First of all, don’t procrastinate. If you wait until the last minute, you’ll end up in a 24-hour drug store on Christmas Eve, trying to convince yourself that a can of mixed nuts constitutes a decent gift. (Hint: It doesn’t, unless you’re shopping for your friend who happens to be a squirrel.)

Jewelry can be a great gift – but on the other hand, jewelry is tricky. Obviously, it’s expensive. Get something too cheap, and you risk looking … well, cheap. But if your break the bank and buy something very expensive, you’re potentially putting the recipient in an awkward spot if they bought you something far less pricey.

Plus, it’s hard to pick out jewelry for another person, unless you’re very familiar with their style. Clothing is even worse in that regard, because you also need to guess the recipient’s size correctly.

And out of all clothing, lingerie is the least appropriate for the holidays – largely because so many guys give tacky lingerie. Save it for Valentine’s Day, Romeo – along with chocolates, if your significant other is dieting. Conversely, if they’re not dieting and not interested in doing so, then don’t give them anything diet or exercise related.

In fact, avoid self-help gifts in general, because these convey an implicit criticism of the recipient. Give a single person a relationship advice book, and you’re effectively telling them, “Maybe if you read this, you won’t be alone next Christmas.” Totally inappropriate.

Which reminds us, make sure gifts are age-appropriate, particularly for kids. Also, don’t give gifts to kids that will drive their parents crazy (e.g., drum sets). And as much as someone else’s child might want a pet, definitely clear that one with the parents first.

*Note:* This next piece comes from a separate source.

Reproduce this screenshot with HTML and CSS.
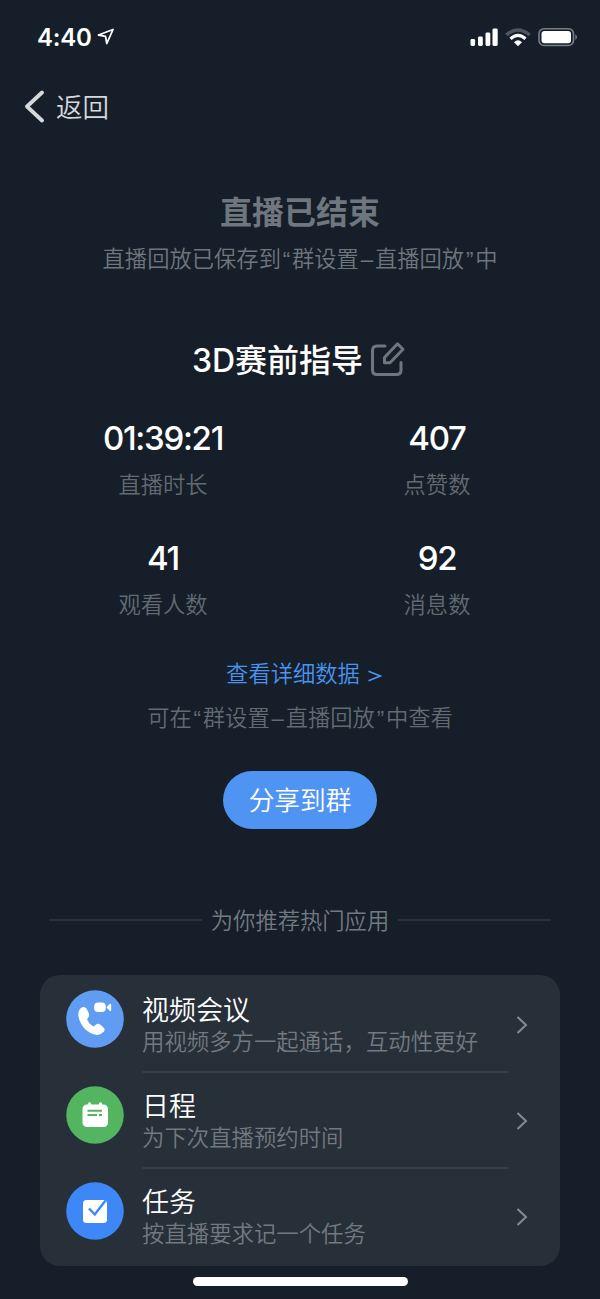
FILE: index.html
```html
<!DOCTYPE html>
<html lang="zh-CN">
<head>
<meta charset="utf-8">
<title>直播已结束</title>
<link rel="stylesheet" href="styles.css">
</head>
<body>
<main class="screen">
  <header class="status">
    <span class="clock">4:40</span>
    <svg class="loc" width="18" height="18" viewBox="0 0 18 18"><path d="M1.500 7 16 1.500 9.800 15.500 8.500 8.300Z" fill="none" stroke="#fff" stroke-width="1.800" stroke-linejoin="round"/></svg>
    <svg class="signals" width="110" height="22" viewBox="0 0 110 22">
      <g fill="#fff"><rect x="0.500" y="12" width="4.600" height="7" rx="1.400"/><rect x="8" y="9.500" width="4.800" height="9.500" rx="1.400"/><rect x="15.500" y="5.500" width="4.800" height="13.500" rx="1.400"/><rect x="22.500" y="1.500" width="5.200" height="17.500" rx="1.400"/></g>
      <path d="M36.300 8Q48 -2 59.700 8" fill="none" stroke="#4d5660" stroke-width="3.600"/>
      <path d="M40.500 11.800Q48 5 55.500 11.800" fill="none" stroke="#fff" stroke-width="3.200"/>
      <path d="M44 15.200Q48 11.500 52 15.200L48 19.200Z" fill="#fff"/>
      <rect x="69" y="1.700" width="34.500" height="16.800" rx="5" fill="none" stroke="#777e85" stroke-width="1.600"/>
      <rect x="71.500" y="4" width="29.500" height="12.200" rx="3" fill="#fff"/>
      <path d="M105.300 7.200Q109 10 105.300 13Z" fill="#777e85"/>
    </svg>
  </header>
  <nav class="back">
    <svg width="20" height="34" viewBox="0 0 20 34"><path d="M17 3.500 2 17.500 17 31.500" fill="none" stroke="#d6d8da" stroke-width="3.800" stroke-linecap="round" stroke-linejoin="round"/></svg>
    <span>返回</span>
  </nav>
  <h1 class="ended">直播已结束</h1>
  <p class="saved">直播回放已保存到<span class="mark">“</span>群设置<span class="mark">–</span>直播回放<span class="mark">”</span>中</p>
  <div class="name">
    <h2>3D赛前指导</h2>
    <svg width="36" height="36" viewBox="0 0 36 36" fill="none" stroke="#70767d" stroke-width="3" stroke-linecap="round" stroke-linejoin="round"><path d="M15 5H7Q2.500 5 2.500 9.500V29Q2.500 33.500 7 33.500H26.500Q31 33.500 31 29V21.500"/><path d="M14.500 16.500 27.500 2.800 33 8.300 20 21.800H14.500Z"/></svg>
  </div>
  <section class="stats">
    <div class="stat"><strong>01:39:21</strong><span>直播时长</span></div>
    <div class="stat"><strong>407</strong><span>点赞数</span></div>
    <div class="stat"><strong>41</strong><span>观看人数</span></div>
    <div class="stat"><strong>92</strong><span>消息数</span></div>
  </section>
  <a class="detail"><span>查看详细数据</span><svg width="14" height="14" viewBox="0 0 14 14"><path d="M.5 2.300 12.300 7 .5 11.700" fill="none" stroke="#4b92f1" stroke-width="1.700"/></svg></a>
  <p class="hint">可在<span class="mark">“</span>群设置<span class="mark">–</span>直播回放<span class="mark">”</span>中查看</p>
  <button class="share">分享到群</button>
  <div class="divider"><span>为你推荐热门应用</span></div>
  <section class="card">
    <div class="app">
      <svg class="icon" width="58" height="58" viewBox="0 0 58 58"><circle cx="29" cy="29" r="28.800" fill="#609df2"/><path d="M17 17Q11.500 19 12.500 26.500C14.500 36.500 22 44 31 45Q34 45 38 41.500Q39.500 39.500 37.500 37.500L33.500 34Q31.500 33 29.500 35L27.500 36.500Q23 34 21 29.500L22.500 27Q23.500 25.500 22.500 22.500L20.500 18.500Q19 16.500 17 17Z" fill="#fff"/><rect x="28.200" y="12.500" width="11.500" height="9.500" rx="3.800" fill="#fff"/><path d="M40.500 17.300 43.500 14Q45.200 13 45.200 15V20Q45.200 21.800 43.500 20.800Z" fill="#fff"/></svg>
      <div class="text"><h3>视频会议</h3><p>用视频多方一起通话，互动性更好</p></div>
      <svg class="chev" width="12" height="20" viewBox="0 0 12 20"><path d="M1.500 2 10 10 1.500 18"/></svg>
    </div>
    <div class="app">
      <svg class="icon" width="58" height="58" viewBox="0 0 58 58"><circle cx="29" cy="29" r="28.800" fill="#53b55f"/><rect x="16.500" y="18.500" width="25.500" height="22.500" rx="4.500" fill="#fff"/><path d="M23.500 18V21M34.500 18V21" stroke="#fff" stroke-width="3.400" stroke-linecap="round"/><path d="M21.500 24.700H36M21.500 29H31M32.800 29H36" stroke="#53b55f" stroke-width="2"/></svg>
      <div class="text"><h3>日程</h3><p>为下次直播预约时间</p></div>
      <svg class="chev" width="12" height="20" viewBox="0 0 12 20"><path d="M1.500 2 10 10 1.500 18"/></svg>
    </div>
    <div class="app">
      <svg class="icon" width="58" height="58" viewBox="0 0 58 58"><circle cx="29" cy="29" r="28.800" fill="#3e87f7"/><rect x="17" y="18" width="24" height="23" rx="3.500" fill="#fff"/><path d="M23 26.500 28.800 32.500 39.500 18.500" fill="none" stroke="#3e87f7" stroke-width="2.400"/></svg>
      <div class="text"><h3>任务</h3><p>按直播要求记一个任务</p></div>
      <svg class="chev" width="12" height="20" viewBox="0 0 12 20"><path d="M1.500 2 10 10 1.500 18"/></svg>
    </div>
  </section>
  <div class="home"></div>
</main>
</body>
</html>
```

FILE: styles.css
```css
* { box-sizing: border-box; margin: 0; padding: 0; }
body { background: #151e29; }
.screen {
  width: 600px; height: 1299px; overflow: hidden;
  display: flex; flex-direction: column; align-items: center;
  background: #151e29; color: #fff;
  font-family: "Liberation Sans", "Noto Sans CJK SC", sans-serif;
  font-weight: 350; white-space: nowrap;
}
.status { width: 100%; height: 74px; padding: 2px 20px 0 37px; display: flex; align-items: center; flex: none; }
.clock { font: 600 24px/30px Inter, sans-serif; letter-spacing: -0.2px; }
.loc { margin: 0 0 2px 5px; }
.signals { margin-left: auto; }
.back { width: 100%; height: 64px; padding-left: 25px; display: flex; align-items: center; gap: 11px; color: #d6d8da; font-size: 26.500px; line-height: 40px; }
.back span { padding-top: 3px; }
.ended { margin-top: 51px; height: 48px; font-size: 32px; line-height: 48px; font-weight: 700; color: #70767d; }
.saved { margin-top: 6px; height: 34px; font-size: 22.300px; line-height: 34px; color: #70767d; }
.mark { padding: 0 1.800px; }
.name { margin-top: 58px; height: 48px; display: flex; align-items: center; gap: 7px; padding-right: 2px; }
.name h2 { padding-top: 3px; font: 500 32px/48px Inter, "Noto Sans CJK SC", sans-serif; }
.stats { width: 548px; margin-top: 35px; display: grid; grid-template-columns: 1fr 1fr; grid-auto-rows: 120px; }
.stat { display: flex; flex-direction: column; align-items: center; }
.stat strong { font: 500 33px/40px Inter, sans-serif; letter-spacing: -1.300px; }
.stat span { margin-top: 11px; font-size: 22.300px; line-height: 34px; color: #636a72; }
.detail { display: flex; align-items: center; gap: 8px; margin: -1px 0 0 8px; height: 34px; font-size: 22.300px; line-height: 34px; color: #4b92f1; }
.detail span { padding-top: 2px; }
.detail svg { margin-top: 4px; }
.hint { margin-top: 11px; height: 34px; font-size: 22.300px; line-height: 34px; color: #636a72; }
.share { margin-top: 35px; width: 154px; height: 58px; flex: none; border: 0; border-radius: 29px; background: #5094f3; color: #fff; font: 350 25.700px/54px "Noto Sans CJK SC", sans-serif; padding-bottom: 3px; }
.divider { width: 502px; margin-top: 74px; height: 34px; display: flex; align-items: center; gap: 9px; font-size: 22.300px; line-height: 34px; color: #737980; }
.divider span { padding-top: 3px; }
.divider::before, .divider::after { content: ""; flex: 1; height: 2px; background: #2a333d; }
.card { width: 520px; height: 291px; margin-top: 38px; padding: 2px 26px 0; border-radius: 20px; background: #272f39; flex: none; }
.app { display: flex; height: 96px; }
.icon { margin-top: 13px; flex: none; }
.text { width: 366px; margin-left: 18px; padding-top: 16px; }
.app:not(:last-child) .text { border-bottom: 2px solid #353e47; }
.text h3 { font-size: 27px; line-height: 36px; font-weight: 350; }
.text p { font-size: 22.400px; line-height: 28px; color: #737980; }
.chev { margin: 38px 0 0 8px; fill: none; stroke: #858b92; stroke-width: 2; }
.home { width: 215px; height: 9px; margin-top: 11px; border-radius: 5px; background: #fff; flex: none; }
```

Don’t give used items (unless it’s an antique), but regifting is fine if done tactfully. You can’t regift to someone who knows you’re regifting. That is basically saying, “I feel socially obligated to give you some sort of gift, but not quite obligated enough to worry about whether you’ll actually enjoy it. So here’s this thing that somebody gave me, but that I didn’t really like.”

Speaking of things that people don’t like, don’t give fruitcake. Some might like the holiday sentiment that a fruitcakes represents, but the actual fruitcake is usually destined for the trash can. The same goes for tins of popcorn and baskets of processed meats and cheeses. These are gifts that are filled with calories but devoid of creativity. Instead, put some thought into and customize a gift that reflects what the recipient likes and what that person means to you.

It’s also important to be culturally aware. For example, when selecting a gift for a Chinese recipient, avoid timepieces (symbolic of time running out in life or in a relationship), anything in white (associated with death and funerals) or anything in sets of four (the word for which sounds similar to the word for “death”). In other words, whatever you do, don’t give a set of four white clocks to your buddy from Beijing.